Aber ob im Internet oder im echten Leben: Oft habe ich den Eindruck, dass es auf beiden Seiten der Diskussion Menschen gibt, die Veganismus schlicht mit einem unverrückbaren „keine Tierprodukte essen“-Dogma gleichsetzen, ohne zu verstehen, worum es dabei wirklich geht: unnötiges Leid zu vermeiden. (In erster Linie meine ich damit das Leid der Tiere, angesichts der schlechten Klima-Bilanz von Tierprodukten lässt sich aber auch menschliches Leid infolge der Klimakrise mit einbeziehen.)
Klar kann man Veganismus auch superstreng interpretieren, das habe ich in den ersten Jahren auch gemacht und gerade für den Einstieg ist ein 100-prozentiger Verzicht vielleicht sogar einfacher als ein 99-prozentiger, weil die Regeln klar sind und man nicht ständig abwägen muss. Doch das kann eben teils zu Situationen führen, in denen man sich absurderweise für etwas schuldig fühlt, das überhaupt keinen negativen Effekt auf irgendetwas hat, wie etwa mein „Thunfisch-Vorfall“ zeigt.
Keine Tiere essen vs.
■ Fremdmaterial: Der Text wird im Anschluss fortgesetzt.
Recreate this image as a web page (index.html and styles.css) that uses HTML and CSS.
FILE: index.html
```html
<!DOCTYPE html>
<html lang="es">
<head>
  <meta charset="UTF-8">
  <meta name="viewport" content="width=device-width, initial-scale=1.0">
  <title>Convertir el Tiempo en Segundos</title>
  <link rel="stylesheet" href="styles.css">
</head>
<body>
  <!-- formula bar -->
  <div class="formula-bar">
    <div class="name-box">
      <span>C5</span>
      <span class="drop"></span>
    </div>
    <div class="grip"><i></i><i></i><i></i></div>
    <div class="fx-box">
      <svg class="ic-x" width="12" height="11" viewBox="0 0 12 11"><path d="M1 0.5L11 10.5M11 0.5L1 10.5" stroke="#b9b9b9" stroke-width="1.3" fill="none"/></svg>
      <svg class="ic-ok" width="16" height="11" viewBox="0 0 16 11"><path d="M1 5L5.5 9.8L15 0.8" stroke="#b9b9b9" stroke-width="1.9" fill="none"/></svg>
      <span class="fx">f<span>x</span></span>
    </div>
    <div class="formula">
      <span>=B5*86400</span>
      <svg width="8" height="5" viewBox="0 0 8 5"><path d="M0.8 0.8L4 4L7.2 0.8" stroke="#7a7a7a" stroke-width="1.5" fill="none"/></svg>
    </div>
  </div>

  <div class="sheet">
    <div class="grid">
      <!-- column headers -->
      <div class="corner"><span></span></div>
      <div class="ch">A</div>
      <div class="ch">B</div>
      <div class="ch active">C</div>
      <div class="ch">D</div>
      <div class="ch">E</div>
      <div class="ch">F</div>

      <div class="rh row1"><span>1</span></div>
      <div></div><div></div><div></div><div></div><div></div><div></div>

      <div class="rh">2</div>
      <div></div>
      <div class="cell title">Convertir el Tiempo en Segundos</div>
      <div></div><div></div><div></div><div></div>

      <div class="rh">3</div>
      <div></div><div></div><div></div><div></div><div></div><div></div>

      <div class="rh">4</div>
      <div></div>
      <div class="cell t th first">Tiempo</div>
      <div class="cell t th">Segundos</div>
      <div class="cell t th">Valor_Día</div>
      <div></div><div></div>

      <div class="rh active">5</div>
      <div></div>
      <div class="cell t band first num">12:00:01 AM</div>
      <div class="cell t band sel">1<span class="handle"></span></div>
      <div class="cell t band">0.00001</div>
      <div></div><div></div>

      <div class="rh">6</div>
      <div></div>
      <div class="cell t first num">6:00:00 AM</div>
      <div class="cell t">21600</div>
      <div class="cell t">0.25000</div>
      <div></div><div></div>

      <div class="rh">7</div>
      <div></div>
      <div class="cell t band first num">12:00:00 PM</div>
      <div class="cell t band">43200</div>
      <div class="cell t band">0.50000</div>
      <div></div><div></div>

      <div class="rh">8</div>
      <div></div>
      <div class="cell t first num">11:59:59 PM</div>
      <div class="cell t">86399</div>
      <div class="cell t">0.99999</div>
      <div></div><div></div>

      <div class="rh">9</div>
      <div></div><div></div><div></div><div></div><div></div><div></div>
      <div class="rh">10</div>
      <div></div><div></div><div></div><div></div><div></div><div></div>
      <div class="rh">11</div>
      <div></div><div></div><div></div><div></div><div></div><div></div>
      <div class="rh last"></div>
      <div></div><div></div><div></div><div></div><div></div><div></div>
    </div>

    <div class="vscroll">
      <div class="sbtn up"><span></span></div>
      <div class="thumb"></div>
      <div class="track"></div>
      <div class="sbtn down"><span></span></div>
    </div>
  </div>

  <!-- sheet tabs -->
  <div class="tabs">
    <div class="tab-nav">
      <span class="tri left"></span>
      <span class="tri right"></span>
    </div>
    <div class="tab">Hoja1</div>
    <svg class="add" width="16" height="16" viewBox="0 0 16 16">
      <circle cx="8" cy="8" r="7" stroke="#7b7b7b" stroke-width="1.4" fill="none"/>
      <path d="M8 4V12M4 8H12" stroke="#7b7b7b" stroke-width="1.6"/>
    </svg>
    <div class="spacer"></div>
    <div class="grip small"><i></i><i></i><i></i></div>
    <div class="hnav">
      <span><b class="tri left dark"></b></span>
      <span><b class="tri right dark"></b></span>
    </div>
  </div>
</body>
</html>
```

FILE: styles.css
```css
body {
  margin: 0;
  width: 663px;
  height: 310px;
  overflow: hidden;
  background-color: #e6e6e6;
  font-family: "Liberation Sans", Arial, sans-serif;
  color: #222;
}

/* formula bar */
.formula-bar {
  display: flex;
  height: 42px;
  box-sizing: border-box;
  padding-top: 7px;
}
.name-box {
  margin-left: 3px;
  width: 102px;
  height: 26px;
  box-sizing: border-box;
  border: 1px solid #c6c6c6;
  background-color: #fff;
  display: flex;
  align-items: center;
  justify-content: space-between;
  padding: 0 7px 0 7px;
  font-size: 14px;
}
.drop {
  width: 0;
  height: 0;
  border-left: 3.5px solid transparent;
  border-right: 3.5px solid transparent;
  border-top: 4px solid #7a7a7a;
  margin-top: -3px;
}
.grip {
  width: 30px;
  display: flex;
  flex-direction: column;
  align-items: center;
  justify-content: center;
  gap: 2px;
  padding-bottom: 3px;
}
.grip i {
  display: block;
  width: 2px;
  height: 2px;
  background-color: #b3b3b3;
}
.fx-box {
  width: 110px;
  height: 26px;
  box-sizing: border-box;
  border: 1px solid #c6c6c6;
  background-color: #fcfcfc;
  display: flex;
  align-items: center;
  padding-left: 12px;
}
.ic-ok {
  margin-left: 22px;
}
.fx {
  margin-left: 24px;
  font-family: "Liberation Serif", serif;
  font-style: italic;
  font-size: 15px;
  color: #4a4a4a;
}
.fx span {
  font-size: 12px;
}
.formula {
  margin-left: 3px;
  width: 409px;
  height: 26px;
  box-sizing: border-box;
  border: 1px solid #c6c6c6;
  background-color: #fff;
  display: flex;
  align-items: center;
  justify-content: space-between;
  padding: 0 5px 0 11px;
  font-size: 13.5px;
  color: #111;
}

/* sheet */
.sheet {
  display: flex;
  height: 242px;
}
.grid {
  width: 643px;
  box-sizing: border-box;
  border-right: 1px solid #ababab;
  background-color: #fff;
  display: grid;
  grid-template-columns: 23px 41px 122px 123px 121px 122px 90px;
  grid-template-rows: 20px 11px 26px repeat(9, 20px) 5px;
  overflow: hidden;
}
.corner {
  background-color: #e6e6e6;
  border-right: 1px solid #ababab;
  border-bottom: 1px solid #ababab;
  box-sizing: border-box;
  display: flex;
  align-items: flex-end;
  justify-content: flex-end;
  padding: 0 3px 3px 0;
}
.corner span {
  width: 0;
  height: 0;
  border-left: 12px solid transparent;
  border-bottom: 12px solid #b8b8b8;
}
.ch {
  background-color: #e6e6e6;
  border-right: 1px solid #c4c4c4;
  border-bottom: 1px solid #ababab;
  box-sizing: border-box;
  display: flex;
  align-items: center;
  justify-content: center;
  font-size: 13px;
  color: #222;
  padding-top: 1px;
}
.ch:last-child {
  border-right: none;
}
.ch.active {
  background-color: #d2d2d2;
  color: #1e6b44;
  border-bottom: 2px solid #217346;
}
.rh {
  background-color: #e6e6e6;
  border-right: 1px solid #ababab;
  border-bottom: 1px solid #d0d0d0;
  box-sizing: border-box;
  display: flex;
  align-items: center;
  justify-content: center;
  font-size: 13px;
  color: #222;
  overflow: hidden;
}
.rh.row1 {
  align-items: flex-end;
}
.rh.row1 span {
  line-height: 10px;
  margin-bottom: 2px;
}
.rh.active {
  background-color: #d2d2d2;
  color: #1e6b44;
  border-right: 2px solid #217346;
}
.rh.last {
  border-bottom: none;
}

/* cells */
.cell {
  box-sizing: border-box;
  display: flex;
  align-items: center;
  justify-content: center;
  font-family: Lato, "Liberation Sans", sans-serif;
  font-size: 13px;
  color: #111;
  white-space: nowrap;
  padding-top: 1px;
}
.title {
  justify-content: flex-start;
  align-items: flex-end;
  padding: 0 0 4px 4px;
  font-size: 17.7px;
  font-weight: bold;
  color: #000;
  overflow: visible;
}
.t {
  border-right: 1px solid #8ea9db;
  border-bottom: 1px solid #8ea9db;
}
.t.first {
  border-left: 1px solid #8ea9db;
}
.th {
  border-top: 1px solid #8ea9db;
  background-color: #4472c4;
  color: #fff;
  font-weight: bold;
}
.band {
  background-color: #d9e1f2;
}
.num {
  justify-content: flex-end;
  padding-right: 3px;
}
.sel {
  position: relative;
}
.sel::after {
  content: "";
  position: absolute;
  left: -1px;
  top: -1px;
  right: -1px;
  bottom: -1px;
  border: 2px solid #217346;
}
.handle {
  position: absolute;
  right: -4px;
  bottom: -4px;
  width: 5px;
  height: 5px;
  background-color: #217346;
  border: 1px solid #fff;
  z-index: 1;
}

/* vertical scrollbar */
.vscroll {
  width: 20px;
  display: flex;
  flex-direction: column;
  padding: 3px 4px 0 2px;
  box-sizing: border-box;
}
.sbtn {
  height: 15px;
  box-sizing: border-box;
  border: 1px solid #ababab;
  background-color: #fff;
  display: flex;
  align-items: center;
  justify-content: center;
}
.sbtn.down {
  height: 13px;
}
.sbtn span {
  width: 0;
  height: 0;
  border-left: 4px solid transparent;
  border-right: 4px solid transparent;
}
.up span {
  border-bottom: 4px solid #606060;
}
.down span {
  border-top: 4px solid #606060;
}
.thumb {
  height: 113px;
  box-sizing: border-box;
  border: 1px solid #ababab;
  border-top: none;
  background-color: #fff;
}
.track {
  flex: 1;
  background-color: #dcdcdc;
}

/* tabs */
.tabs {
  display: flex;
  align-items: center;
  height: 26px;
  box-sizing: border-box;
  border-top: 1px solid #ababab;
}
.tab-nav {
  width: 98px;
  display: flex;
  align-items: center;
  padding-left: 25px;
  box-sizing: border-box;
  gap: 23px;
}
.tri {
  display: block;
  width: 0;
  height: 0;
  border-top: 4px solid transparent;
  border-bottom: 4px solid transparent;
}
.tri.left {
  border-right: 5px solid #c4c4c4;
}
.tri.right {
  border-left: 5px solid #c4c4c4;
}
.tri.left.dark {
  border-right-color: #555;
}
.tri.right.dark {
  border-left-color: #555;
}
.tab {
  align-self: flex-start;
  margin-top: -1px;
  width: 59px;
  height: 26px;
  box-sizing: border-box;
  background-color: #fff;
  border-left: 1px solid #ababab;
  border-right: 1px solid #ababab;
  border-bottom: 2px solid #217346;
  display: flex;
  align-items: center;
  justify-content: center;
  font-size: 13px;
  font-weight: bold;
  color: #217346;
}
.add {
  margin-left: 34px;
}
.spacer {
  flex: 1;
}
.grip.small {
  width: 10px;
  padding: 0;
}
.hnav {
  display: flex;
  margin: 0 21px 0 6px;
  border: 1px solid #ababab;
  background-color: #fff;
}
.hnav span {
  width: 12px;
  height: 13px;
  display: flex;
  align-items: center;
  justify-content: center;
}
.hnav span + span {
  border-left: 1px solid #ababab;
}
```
Leid vermeiden
Eben weil es auch Ausnahmen gibt, in denen der Verzehr von Tierprodukten kein Leid verursacht oder aus Gründen der eigenen Gesundheit gerechtfertigt werden kann, finde ich eine allzu strenge Auslegung des Veganismus zwar nicht verkehrt, aber auch etwas abschreckend.
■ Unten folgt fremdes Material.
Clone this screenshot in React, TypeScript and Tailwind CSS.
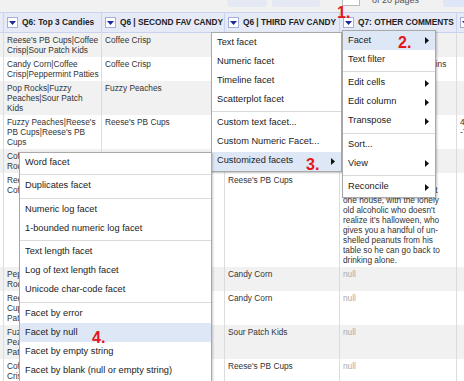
import { ReactNode } from "react";

type Row = {
  grey: boolean;
  c1: string[];
  c2: string[];
  c3: string[];
  c4: string[];
  c5: string[];
  nullC4?: boolean;
};

const rows: Row[] = [
  { grey: true, c1: ["Reese's PB Cups|Coffee", "Crisp|Sour Patch Kids"], c2: ["Coffee Crisp"], c3: ["Coffee Crisp"], c4: [], c5: [] },
  { grey: false, c1: ["Candy Corn|Coffee", "Crisp|Peppermint Patties"], c2: ["Coffee Crisp"], c3: ["Candy Corn"], c4: ["Anything with nuts or raisins"], c5: [] },
  { grey: true, c1: ["Pop Rocks|Fuzzy", "Peaches|Sour Patch", "Kids"], c2: ["Fuzzy Peaches"], c3: ["Sour Patch Kids"], c4: [], c5: [] },
  { grey: false, c1: ["Fuzzy Peaches|Reese's", "PB Cups|Reese's PB", "Cups"], c2: ["Reese's PB Cups"], c3: ["Reese's PB Cups"], c4: [], c5: ["45.5227", "-73.5661"] },
  { grey: true, c1: ["Coffee Crisp|Pop", "Rocks|Candy Corn"], c2: ["Pop Rocks"], c3: ["Candy Corn"], c4: [], c5: [] },
  {
    grey: false,
    c1: ["Reese's PB Cups|", "Coffee Crisp"],
    c2: ["Coffee Crisp"],
    c3: ["Reese's PB Cups"],
    c4: [
      "The worst is when you",
      "get stuck waiting in line at",
      "one house, with the lonely",
      "old alcoholic who doesn't",
      "realize it's halloween, who",
      "gives you a handful of un-",
      "shelled peanuts from his",
      "table so he can go back to",
      "drinking alone.",
    ],
    c5: [],
  },
  { grey: true, c1: ["Peppermint Patties|", "Rocks|Candy Corn"], c2: ["Pop Rocks"], c3: ["Candy Corn"], c4: ["null"], c5: [], nullC4: true },
  { grey: false, c1: ["Reese's PB", "Cups|Peppermint", "Patties"], c2: ["Coffee Crisp"], c3: ["Candy Corn"], c4: ["null"], c5: [], nullC4: true },
  { grey: true, c1: ["Fuzzy", "Peaches|Peppermint", "Patties"], c2: ["Fuzzy Peaches"], c3: ["Sour Patch Kids"], c4: ["null"], c5: [], nullC4: true },
  { grey: false, c1: ["Coffee Crisp|Candy", "Crisp|Pop Rocks"], c2: ["Coffee Crisp"], c3: ["Reese's PB Cups"], c4: ["null"], c5: [], nullC4: true },
];

function Lines({ lines }: { lines: string[] }) {
  return (
    <>
      {lines.map((l, i) => (
        <div key={i} className="whitespace-nowrap">
          {l}
        </div>
      ))}
    </>
  );
}

function DropIcon() {
  return (
    <span className="flex h-[11px] w-[11px] shrink-0 items-center justify-center border border-[#a3afd9] bg-white">
      <svg width="7" height="4" viewBox="0 0 7 4">
        <path d="M0 0H7L3.5 4Z" fill="#1c2a9c" />
      </svg>
    </span>
  );
}

function HeadCell({ w, label }: { w: string; label: string }) {
  return (
    <div className={`flex shrink-0 items-center gap-[4px] overflow-hidden border-l border-[#c9d2ee] pl-[3px] ${w}`}>
      <DropIcon />
      <span className="whitespace-nowrap text-[8.3px] font-bold text-[#222]">{label}</span>
    </div>
  );
}

function Arrow() {
  return (
    <svg width="4" height="7" viewBox="0 0 4 7">
      <path d="M0 0L4 3.5L0 7Z" fill="#111" />
    </svg>
  );
}

function Item({ label, arrow, active, children }: { label: string; arrow?: boolean; active?: boolean; children?: ReactNode }) {
  return (
    <div className={`flex h-[19px] items-center justify-between pl-[5px] pr-[6px] ${active ? "bg-[#dde7f6]" : ""}`}>
      <span className="whitespace-nowrap">{label}</span>
      {children}
      {arrow && <Arrow />}
    </div>
  );
}

function Sep() {
  return <div className="mt-[2px] mb-[1.5px] h-px bg-[#dadada]" />;
}

function Num({ n }: { n: string }) {
  return <span className="text-[16px] font-bold leading-[16px] text-[#e3161b]">{n}</span>;
}

export default function App() {
  return (
    <div className="relative h-[381px] w-[464px] overflow-hidden bg-white font-['Liberation_Sans',Arial,sans-serif]">
      {/* pager toolbar, cut off at the top */}
      <div className="flex h-[12px] overflow-hidden bg-[#f1f1f1]">
        <div className="-mt-[11px] ml-[227px] h-[18px] w-[40px] rounded-[3px] bg-[#e5e9f3]" />
        <div className="-mt-[11px] ml-[5px] h-[18px] w-[48px] rounded-[3px] bg-[#e5e9f3]" />
        <div className="-mt-[10px] ml-[22px] h-[16px] w-[18px] border border-[#b9b9b9] bg-white" />
        <span className="-mt-[6px] ml-[12px] whitespace-nowrap text-[9px] text-[#555]">of 20 pages</span>
        <div className="-mt-[11px] ml-auto h-[18px] w-[21px] rounded-l-[3px] bg-[#dfe6f8]" />
      </div>

      {/* column headers */}
      <div className="flex h-[21px] border-y border-[#c9d2ee] bg-[#e5eaf6]">
        <div className="w-[3px] shrink-0" />
        <HeadCell w="w-[98px]" label="Q6: Top 3 Candies" />
        <HeadCell w="w-[123px]" label="Q6 | SECOND FAV CANDY" />
        <HeadCell w="w-[115px]" label="Q6 | THIRD FAV CANDY" />
        <HeadCell w="w-[117px]" label="Q7: OTHER COMMENTS" />
        <HeadCell w="w-[60px]" label="Q8" />
      </div>

      {/* rows */}
      <div className="text-[8.3px] leading-[10px] text-[#333]">
        {rows.map((r, i) => (
          <div key={i} className={`flex ${r.grey ? "bg-[#f1f1f1]" : "bg-white"}`}>
            <div className="w-[3px] shrink-0" />
            <div className="w-[98px] shrink-0 overflow-hidden border-l border-[#dcdcdc] px-[3px] py-[2px]">
              <Lines lines={r.c1} />
            </div>
            <div className="w-[123px] shrink-0 overflow-hidden border-l border-[#dcdcdc] px-[3px] py-[2px]">
              <Lines lines={r.c2} />
            </div>
            <div className="w-[115px] shrink-0 overflow-hidden border-l border-[#dcdcdc] px-[3px] py-[2px]">
              <Lines lines={r.c3} />
            </div>
            <div className={`w-[117px] shrink-0 overflow-hidden border-l border-[#dcdcdc] px-[3px] py-[2px] ${r.nullC4 ? "text-[#aaa]" : ""}`}>
              <Lines lines={r.c4} />
            </div>
            <div className="w-[60px] shrink-0 overflow-hidden border-l border-[#dcdcdc] px-[3px] py-[2px]">
              <Lines lines={r.c5} />
            </div>
          </div>
        ))}
      </div>

      {/* Facet submenu */}
      <div className="absolute left-[211px] top-[32px] w-[131px] border border-[#a9a9a9] bg-white text-[9.25px] text-[#222] shadow-[1px_1px_2px_rgba(0,0,0,0.2)]">
        <Item label="Text facet" />
        <Item label="Numeric facet" />
        <Item label="Timeline facet" />
        <Item label="Scatterplot facet" />
        <Sep />
        <Item label="Custom text facet..." />
        <Item label="Custom Numeric Facet..." />
        <Item label="Customized facets" arrow active />
      </div>

      {/* column menu */}
      <div className="absolute left-[342px] top-[30px] w-[94px] border border-[#a9a9a9] bg-white text-[9.25px] text-[#222] shadow-[1px_1px_2px_rgba(0,0,0,0.25)]">
        <Item label="Facet" arrow active />
        <Item label="Text filter" />
        <Sep />
        <Item label="Edit cells" arrow />
        <Item label="Edit column" arrow />
        <Item label="Transpose" arrow />
        <Sep />
        <Item label="Sort..." />
        <Item label="View" arrow />
        <Sep />
        <Item label="Reconcile" arrow />
      </div>

      {/* Customized facets submenu */}
      <div className="absolute left-[19px] top-[152px] w-[193px] border border-[#a9a9a9] bg-white text-[9.25px] text-[#222] shadow-[1px_1px_2px_rgba(0,0,0,0.2)]">
        <Item label="Word facet" />
        <Sep />
        <Item label="Duplicates facet" />
        <Sep />
        <Item label="Numeric log facet" />
        <Item label="1-bounded numeric log facet" />
        <Sep />
        <Item label="Text length facet" />
        <Item label="Log of text length facet" />
        <Item label="Unicode char-code facet" />
        <Sep />
        <Item label="Facet by error" />
        <Item label="Facet by null" active />
        <Item label="Facet by empty string" />
        <Item label="Facet by blank (null or empty string)" />
        <Item label="Facet by star" />
      </div>

      {/* step numbers */}
      <div className="absolute left-[337px] top-[0.5px]">
        <Num n="1." />
      </div>
      <div className="absolute left-[398px] top-[30.5px]">
        <Num n="2." />
      </div>
      <div className="absolute left-[306px] top-[153px]">
        <Num n="3." />
      </div>
      <div className="absolute left-[92px] top-[325.5px]">
        <Num n="4." />
      </div>
    </div>
  );
}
Denn „Esse keine Tierprodukte“ kann kein allgemeingültiges Gebot für alle Lebenslagen sein, ist dadurch angreifbar und führt zu Abwehr- und Trotzreaktionen. Die Botschaft „Vermeide unnötiges Leid“ muss hingegen von jede:r Person mit auch nur einem Funken Empathie bejaht werden, obwohl in der praktischen Umsetzung in Bezug auf die Ernährung nur winzige Unterschiede bestehen.
Ich richte meinen Veganismus deshalb an letzterem Grundsatz aus. In der Praxis führt das zu gelegentlichen Ausnahmen vom Verzicht, die ich in diesem Artikel dargelegt habe. Doch auch in der Theorie finde ich es wichtig, jene Unterscheidung zu treffen, damit das „Warum?“ des Veganismus nicht in den Hintergrund rückt.
Hinweis: Dieser Artikel wurde 2023 erstveröffentlicht.